Conversava com uns
amigos preocupados com o filho que anda agora pelos 17 anos. São ambos
professores, os corredores de casa parecem uma biblioteca, mas o filho não lê
um livro. Às vezes, dão por si a olhá-lo como se olha um estranho cuja língua e
hábitos se ignoram. Não sabem como se formou o muro cultural que os separa.
Veem-no horas e horas retido no ecrã do telemóvel, obsidiado por aquele
retângulo brilhante, aos olhos deles fazendo nada. Lamentam o que lhes parece
ser uma dependência, mas sentem-se impotentes.

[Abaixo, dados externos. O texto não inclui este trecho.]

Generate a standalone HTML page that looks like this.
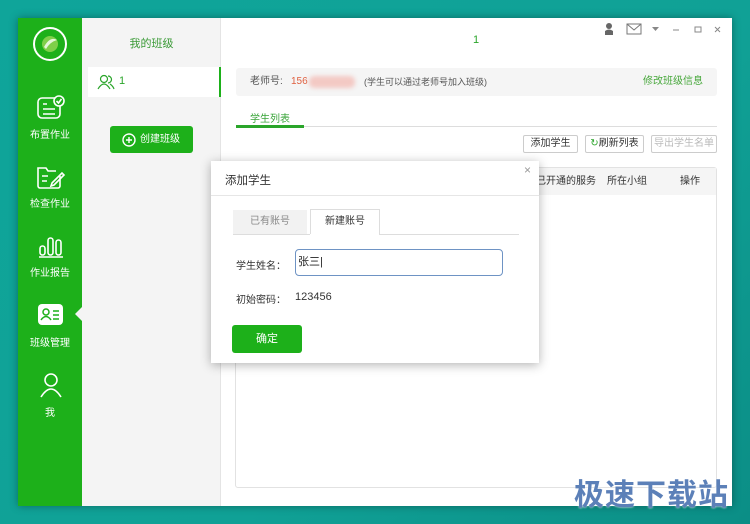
<!DOCTYPE html>
<html><head><meta charset="utf-8"><style>
*{margin:0;padding:0;box-sizing:border-box}
body{width:750px;height:524px;overflow:hidden;background:linear-gradient(135deg,#0fa59a,#10a196 60%,#0b8e86);font-family:"Liberation Sans","Noto Sans CJK SC",sans-serif;position:relative}
.a{position:absolute}
.win{left:18px;top:18px;width:714px;height:488px;background:#fff;box-shadow:0 0 8px rgba(0,0,0,.35)}
.side{left:18px;top:18px;width:64px;height:488px;background:#1db01a}
.nav{position:absolute;left:0;width:64px;text-align:center;color:#fff;font-size:10px}
.mid{left:82px;top:18px;width:139px;height:488px;background:#f4f4f4;border-right:1px solid #e4e4e4}
.btn{border:1px solid #ccc;border-radius:2px;font-size:10px;color:#333;background:#fff;text-align:center;line-height:16px;height:18px}
</style></head><body>
<div class="a win"></div>
<div class="a side">
 <svg class="a" style="left:14px;top:8px" width="36" height="36"><circle cx="18" cy="18" r="16" fill="none" stroke="#fff" stroke-width="2"/><circle cx="18" cy="18" r="8" fill="#7fcf4a"/><path d="M12 21 Q18 10 25 14 Q18 16 14 23Z" fill="#fff" opacity=".8"/></svg>
 <svg class="a" style="left:18px;top:76px" width="30" height="28" fill="none" stroke="#fff" stroke-width="1.6"><rect x="2" y="4" width="22" height="20" rx="4"/><path d="M7 10h4M7 15h12M7 20h12"/><circle cx="23" cy="7" r="5" fill="#1db01a"/><path d="M20.5 7l2 2 3-4"/></svg>
 <div class="nav" style="top:108px">布置作业</div>
 <svg class="a" style="left:18px;top:146px" width="30" height="28" fill="none" stroke="#fff" stroke-width="1.6"><path d="M24 12v10a2 2 0 0 1-2 2H4a2 2 0 0 1-2-2V4h8l2 3h8"/><path d="M6 12h6M6 17h5"/><path d="M16 19l10-10 2 2-10 10-3 1z"/></svg>
 <div class="nav" style="top:177px">检查作业</div>
 <svg class="a" style="left:20px;top:216px" width="26" height="24" fill="none" stroke="#fff" stroke-width="1.6"><rect x="2" y="12" width="5" height="9" rx="2.5"/><rect x="10" y="4" width="5" height="17" rx="2.5"/><rect x="18" y="6" width="5" height="15" rx="2.5"/><path d="M1 23h24"/></svg>
 <div class="nav" style="top:246px">作业报告</div>
 <svg class="a" style="left:20px;top:286px" width="26" height="22"><rect x="0" y="0" width="25" height="21" rx="4" fill="#fff"/><circle cx="8" cy="8" r="3" fill="none" stroke="#1db01a" stroke-width="1.5"/><path d="M3 16q5-7 10 0M15 7h6M15 11h6M15 15h6" fill="none" stroke="#1db01a" stroke-width="1.5"/></svg>
 <div class="nav" style="top:316px">班级管理</div>
 <svg class="a" style="left:21px;top:354px" width="24" height="26" fill="none" stroke="#fff" stroke-width="1.6"><circle cx="12" cy="8" r="6"/><path d="M2 25q10-16 20 0"/></svg>
 <div class="nav" style="top:386px">我</div>
 <div class="a" style="left:57px;top:289px;border:7px solid transparent;border-right-color:#f4f4f4;border-left:0"></div>
</div>
<div class="a mid">
 <div class="a" style="left:0;top:17px;width:139px;text-align:center;font-size:11px;color:#3a9a36">我的班级</div>
 <div class="a" style="left:6px;top:49px;width:133px;height:30px;background:#fff;border-right:2px solid #1db01a"></div>
 <svg class="a" style="left:15px;top:56px" width="18" height="16" fill="none" stroke="#2aa52a" stroke-width="1.2"><circle cx="7" cy="5" r="3.5"/><path d="M1 15q6-10 12 0M11 2a3.5 3.5 0 0 1 0 7M13 10q3 2 4 5"/></svg>
 <div class="a" style="left:37px;top:57px;font-size:11px;color:#2aa52a">1</div>
 <div class="a" style="left:28px;top:108px;width:83px;height:27px;background:#1db01a;border-radius:3px;color:#fff;font-size:10px;line-height:27px;padding-left:30px">创建班级</div>
 <svg class="a" style="left:40px;top:115px" width="14" height="14" fill="none" stroke="#fff" stroke-width="1.4"><circle cx="7" cy="7" r="6"/><path d="M7 4v6M4 7h6"/></svg>
</div>
<div class="a" style="left:473px;top:34px;font-size:11px;color:#2aa52a">1</div>
<svg class="a" style="left:600px;top:21px" width="130" height="16"><path d="M5 10q4-3 8 0v4H5z" fill="#666"/><circle cx="9" cy="5" r="3" fill="#666"/><rect x="27" y="3" width="14" height="10" fill="none" stroke="#777"/><path d="M27 3l7 6 7-6" fill="none" stroke="#777"/><path d="M52 6h7l-3.5 4z" fill="#888"/><path d="M73 9h6" stroke="#888"/><rect x="95" y="6" width="6" height="5" fill="none" stroke="#888"/><path d="M115 6l5 5M120 6l-5 5" stroke="#888"/></svg>
<div class="a" style="left:236px;top:68px;width:481px;height:28px;background:#f5f5f5;border-radius:3px;font-size:10px;line-height:28px">
 <span class="a" style="left:14px;color:#555">老师号:</span>
 <span class="a" style="left:55px;color:#e06040">156</span>
 <span class="a" style="left:73px;top:8px;width:46px;height:12px;background:#f3c9c4;border-radius:5px;filter:blur(2px)"></span>
 <span class="a" style="left:128px;color:#555;font-size:9px">(学生可以通过老师号加入班级)</span>
 <span class="a" style="right:14px;color:#48a83c">修改班级信息</span>
</div>
<div class="a" style="left:250px;top:110px;font-size:10px;color:#3aa53a">学生列表</div>
<div class="a" style="left:236px;top:126px;width:481px;height:1px;background:#ddd"></div>
<div class="a" style="left:236px;top:125px;width:68px;height:3px;background:#2aa52a"></div>
<div class="a btn" style="left:523px;top:135px;width:55px">添加学生</div>
<div class="a btn" style="left:585px;top:135px;width:59px"><span style="color:#2aa52a">↻</span>刷新列表</div>
<div class="a btn" style="left:651px;top:135px;width:66px;color:#bbb">导出学生名单</div>
<div class="a" style="left:235px;top:167px;width:482px;height:321px;border:1px solid #e2e2e2;border-radius:3px"></div>
<div class="a" style="left:236px;top:168px;width:480px;height:27px;background:#f5f5f5;font-size:10px;color:#333;line-height:27px">
 <span class="a" style="left:300px">已开通的服务</span><span class="a" style="left:371px">所在小组</span><span class="a" style="left:444px">操作</span>
</div>
<div class="a" style="left:211px;top:161px;width:328px;height:202px;background:#fff;box-shadow:0 2px 10px rgba(0,0,0,.3)">
 <div class="a" style="left:14px;top:11px;font-size:11.5px;color:#333">添加学生</div>
 <div class="a" style="left:313px;top:2px;font-size:12px;color:#999">×</div>
 <div class="a" style="left:0;top:34px;width:328px;height:1px;background:#e6e6e6"></div>
 <div class="a" style="left:22px;top:49px;width:74px;height:24px;background:#f2f2f2;font-size:10px;color:#888;text-align:center;line-height:24px">已有账号</div>
 <div class="a" style="left:99px;top:48px;width:70px;height:26px;background:#fff;border:1px solid #ddd;border-bottom:none;font-size:10px;color:#333;text-align:center;line-height:24px">新建账号</div>
 <div class="a" style="left:22px;top:73px;width:286px;height:1px;background:#ddd"></div>
 <div class="a" style="left:99px;top:73px;width:69px;height:1px;background:#fff"></div>
 <div class="a" style="left:25px;top:96px;font-size:10px;color:#333">学生姓名：</div>
 <div class="a" style="left:84px;top:88px;width:208px;height:27px;border:1.5px solid #6e93c4;border-radius:4px;font-size:11px;line-height:24px;padding-left:2px;color:#222">张三|</div>
 <div class="a" style="left:25px;top:130px;font-size:10px;color:#333">初始密码：</div>
 <div class="a" style="left:84px;top:130px;font-size:11px;color:#333">123456</div>
 <div class="a" style="left:21px;top:164px;width:70px;height:28px;background:#1db01a;border-radius:3px;color:#fff;font-size:11px;text-align:center;line-height:28px">确定</div>
</div>
<div class="a" style="left:574px;top:470px;font-size:30px;font-weight:bold;color:#5c80b8;letter-spacing:1px;text-shadow:0 0 2px #fff;font-family:'Noto Sans CJK SC',sans-serif">极速下载站</div>
</body></html>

Quando tentam explicar-lhe que o
ecrã é uma gaiola de vidro onde se deixa aprisionar, o filho levanta a cabeça,
olha-os também sem entendê-los, mas sem intenção de substituir o que o ocupa
por um livro qualquer. A primeira coisa de que me recordei — e que lhes disse —
foi uma frase do escritor Gianni Rodari: “O verbo ler não suporta o
imperativo.” Ler é uma atividade indissociável da curiosidade e do desejo. É
preciso aprender a senti-la como uma necessidade interior, um gosto, uma
alegria que pode até ser frívola e profunda ao mesmo tempo, um encontro a que
nos dispomos sem porquê. Não basta uma ordem ou um conselho repetido. Falta uma
iniciação que seja digna desse nome. E, a esse propósito, lembrei-lhes o que
dizia Rubem Alves: que era pela cozinha que deveríamos sempre entrar numa sala
de aulas, pois ensinar é a arte de despertar a fome em alguém.